**Provided data**
──────

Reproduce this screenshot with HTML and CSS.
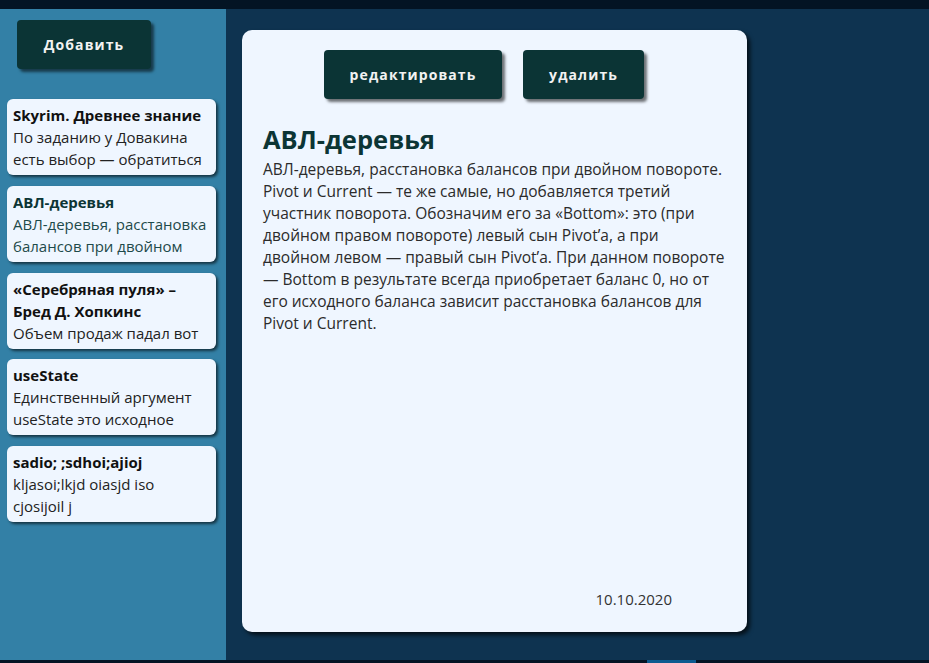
FILE: index.html
```html
<!DOCTYPE html>
<html lang="ru">
<head>
<meta charset="utf-8">
<title>Заметки</title>
<link rel="stylesheet" href="styles.css">
</head>
<body>
<div class="topbar"></div>
<div class="app">
  <aside class="sidebar">
    <button class="btn btn-add">Добавить</button>
    <ul class="notes">
      <li class="note">
        <div class="note-clip">
          <div class="note-title">Skyrim. Древнее знание</div>
          <div class="note-text">По заданию у Довакина есть выбор — обратиться к Септимию Сегонию</div>
        </div>
      </li>
      <li class="note active">
        <div class="note-clip">
          <div class="note-title">АВЛ-деревья</div>
          <div class="note-text">АВЛ-деревья, расстановка балансов при двойном повороте.</div>
        </div>
      </li>
      <li class="note">
        <div class="note-clip">
          <div class="note-title">«Серебряная пуля» – Бред Д. Хопкинс</div>
          <div class="note-text">Объем продаж падал вот уже третий квартал</div>
        </div>
      </li>
      <li class="note">
        <div class="note-clip">
          <div class="note-title">useState</div>
          <div class="note-text">Единственный аргумент useState это исходное состояние</div>
        </div>
      </li>
      <li class="note">
        <div class="note-clip">
          <div class="note-title">sadio; ;sdhoi;ajioj</div>
          <div class="note-text">kljasoi;lkjd oiasjd iso cjosijoil j</div>
        </div>
      </li>
    </ul>
  </aside>
  <main class="main">
    <article class="card">
      <div class="actions">
        <button class="btn btn-edit">редактировать</button>
        <button class="btn btn-del">удалить</button>
      </div>
      <h1 class="card-title">АВЛ-деревья</h1>
      <p class="card-text">АВЛ-деревья, расстановка балансов при двойном повороте. Pivot и Current — те же самые, но добавляется третий участник поворота. Обозначим его за «Bottom»: это (при двойном правом повороте) левый сын Pivot’a, а при двойном левом — правый сын Pivot’a. При данном повороте — Bottom в результате всегда приобретает баланс 0, но от его исходного баланса зависит расстановка балансов для Pivot и Current.</p>
      <div class="card-footer"><span class="date">10.10.2020</span></div>
    </article>
  </main>
</div>
<div class="bottombar"><div class="thumb"></div></div>
</body>
</html>
```

FILE: styles.css
```css
* { box-sizing: border-box; }
html, body { height: 100%; }
body {
  margin: 0;
  font-family: "Open Sans", "Noto Sans", sans-serif;
  background: #0e3350;
  display: flex;
  flex-direction: column;
  overflow: hidden;
}
.topbar {
  height: 9px;
  background: #031424;
  flex: none;
}
.app {
  flex: 1;
  display: flex;
  min-height: 0;
}
.sidebar {
  width: 226px;
  flex: none;
  background: #3380a6;
  padding: 11px 10px 0 7px;
}
.btn {
  font-family: "Open Sans", "Noto Sans", sans-serif;
  background: #0b3435;
  color: #f2f2f2;
  border: none;
  border-radius: 4px;
  font-weight: 700;
  font-size: 14px;
  letter-spacing: 1.1px;
  height: 49px;
  box-shadow: 3px 3px 3px rgba(0,0,0,0.55);
  cursor: pointer;
}
.btn-add {
  width: 134px;
  margin-left: 10px;
}
.notes {
  list-style: none;
  margin: 30px 0 0;
  padding: 0;
  display: flex;
  flex-direction: column;
  gap: 10.75px;
}
.note {
  background: #eff6ff;
  border-radius: 6px;
  padding: 5px 8px 5px 6px;
  height: 76px;
  box-shadow: 2px 2px 3px rgba(0,0,0,0.6);
  font-size: 15px;
  line-height: 22px;
  color: #222;
}
.note-clip {
  height: 66px;
  overflow: hidden;
}
.note-title {
  font-weight: 700;
  color: #111;
}
.note.active .note-title { color: #0c3535; }
.note.active .note-text { color: #1e4a4a; }
.main {
  flex: 1;
  padding: 21px 0 0 16px;
}
.card {
  width: 505px;
  height: 602px;
  background: #eff6ff;
  border-radius: 10px;
  box-shadow: 3px 3px 4px rgba(0,0,0,0.7);
  padding: 20px 20px 0 21px;
  display: flex;
  flex-direction: column;
}
.actions {
  display: flex;
  justify-content: center;
  gap: 21px;
  padding-right: 22px;
}
.btn-edit { width: 178px; }
.btn-del { width: 121px; }
.card-title {
  margin: 24px 0 0;
  font-size: 25.5px;
  line-height: 33px;
  font-weight: 700;
  color: #0c3535;
}
.card-text {
  margin: 2px 0 0;
  font-size: 15.5px;
  line-height: 22px;
  color: #2b2b2b;
}
.card-footer {
  margin-top: auto;
  padding: 0 55px 22px 0;
  display: flex;
  justify-content: flex-end;
}
.date {
  font-size: 15px;
  line-height: 22px;
  color: #333;
}
.bottombar {
  height: 3px;
  background: #031424;
  flex: none;
  display: flex;
}
.thumb {
  width: 49px;
  margin-left: 647px;
  background: #0c5a8f;
}
```
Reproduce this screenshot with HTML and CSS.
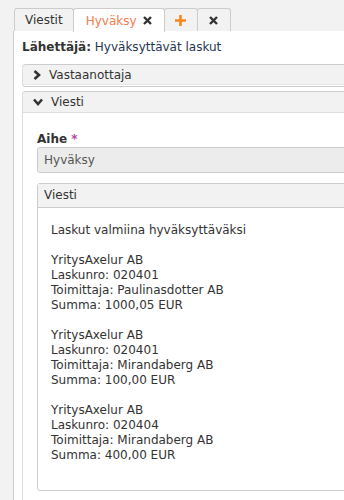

──────

**Work instructions**
Copy out all of the data word for word. Do not carry over any picture.

**Solution to the exercise**
Reproduce this screenshot with HTML and CSS.
FILE: index.html
```html
<!DOCTYPE html>
<html lang="ru">
<head>
<meta charset="utf-8">
<title>Заметки</title>
<link rel="stylesheet" href="styles.css">
</head>
<body>
<div class="topbar"></div>
<div class="app">
  <aside class="sidebar">
    <button class="btn btn-add">Добавить</button>
    <ul class="notes">
      <li class="note">
        <div class="note-clip">
          <div class="note-title">Skyrim. Древнее знание</div>
          <div class="note-text">По заданию у Довакина есть выбор — обратиться к Септимию Сегонию</div>
        </div>
      </li>
      <li class="note active">
        <div class="note-clip">
          <div class="note-title">АВЛ-деревья</div>
          <div class="note-text">АВЛ-деревья, расстановка балансов при двойном повороте.</div>
        </div>
      </li>
      <li class="note">
        <div class="note-clip">
          <div class="note-title">«Серебряная пуля» – Бред Д. Хопкинс</div>
          <div class="note-text">Объем продаж падал вот уже третий квартал</div>
        </div>
      </li>
      <li class="note">
        <div class="note-clip">
          <div class="note-title">useState</div>
          <div class="note-text">Единственный аргумент useState это исходное состояние</div>
        </div>
      </li>
      <li class="note">
        <div class="note-clip">
          <div class="note-title">sadio; ;sdhoi;ajioj</div>
          <div class="note-text">kljasoi;lkjd oiasjd iso cjosijoil j</div>
        </div>
      </li>
    </ul>
  </aside>
  <main class="main">
    <article class="card">
      <div class="actions">
        <button class="btn btn-edit">редактировать</button>
        <button class="btn btn-del">удалить</button>
      </div>
      <h1 class="card-title">АВЛ-деревья</h1>
      <p class="card-text">АВЛ-деревья, расстановка балансов при двойном повороте. Pivot и Current — те же самые, но добавляется третий участник поворота. Обозначим его за «Bottom»: это (при двойном правом повороте) левый сын Pivot’a, а при двойном левом — правый сын Pivot’a. При данном повороте — Bottom в результате всегда приобретает баланс 0, но от его исходного баланса зависит расстановка балансов для Pivot и Current.</p>
      <div class="card-footer"><span class="date">10.10.2020</span></div>
    </article>
  </main>
</div>
<div class="bottombar"><div class="thumb"></div></div>
</body>
</html>
```

FILE: styles.css
```css
* { box-sizing: border-box; }
html, body { height: 100%; }
body {
  margin: 0;
  font-family: "Open Sans", "Noto Sans", sans-serif;
  background: #0e3350;
  display: flex;
  flex-direction: column;
  overflow: hidden;
}
.topbar {
  height: 9px;
  background: #031424;
  flex: none;
}
.app {
  flex: 1;
  display: flex;
  min-height: 0;
}
.sidebar {
  width: 226px;
  flex: none;
  background: #3380a6;
  padding: 11px 10px 0 7px;
}
.btn {
  font-family: "Open Sans", "Noto Sans", sans-serif;
  background: #0b3435;
  color: #f2f2f2;
  border: none;
  border-radius: 4px;
  font-weight: 700;
  font-size: 14px;
  letter-spacing: 1.1px;
  height: 49px;
  box-shadow: 3px 3px 3px rgba(0,0,0,0.55);
  cursor: pointer;
}
.btn-add {
  width: 134px;
  margin-left: 10px;
}
.notes {
  list-style: none;
  margin: 30px 0 0;
  padding: 0;
  display: flex;
  flex-direction: column;
  gap: 10.75px;
}
.note {
  background: #eff6ff;
  border-radius: 6px;
  padding: 5px 8px 5px 6px;
  height: 76px;
  box-shadow: 2px 2px 3px rgba(0,0,0,0.6);
  font-size: 15px;
  line-height: 22px;
  color: #222;
}
.note-clip {
  height: 66px;
  overflow: hidden;
}
.note-title {
  font-weight: 700;
  color: #111;
}
.note.active .note-title { color: #0c3535; }
.note.active .note-text { color: #1e4a4a; }
.main {
  flex: 1;
  padding: 21px 0 0 16px;
}
.card {
  width: 505px;
  height: 602px;
  background: #eff6ff;
  border-radius: 10px;
  box-shadow: 3px 3px 4px rgba(0,0,0,0.7);
  padding: 20px 20px 0 21px;
  display: flex;
  flex-direction: column;
}
.actions {
  display: flex;
  justify-content: center;
  gap: 21px;
  padding-right: 22px;
}
.btn-edit { width: 178px; }
.btn-del { width: 121px; }
.card-title {
  margin: 24px 0 0;
  font-size: 25.5px;
  line-height: 33px;
  font-weight: 700;
  color: #0c3535;
}
.card-text {
  margin: 2px 0 0;
  font-size: 15.5px;
  line-height: 22px;
  color: #2b2b2b;
}
.card-footer {
  margin-top: auto;
  padding: 0 55px 22px 0;
  display: flex;
  justify-content: flex-end;
}
.date {
  font-size: 15px;
  line-height: 22px;
  color: #333;
}
.bottombar {
  height: 3px;
  background: #031424;
  flex: none;
  display: flex;
}
.thumb {
  width: 49px;
  margin-left: 647px;
  background: #0c5a8f;
}
```
Reproduce this screenshot with HTML and CSS.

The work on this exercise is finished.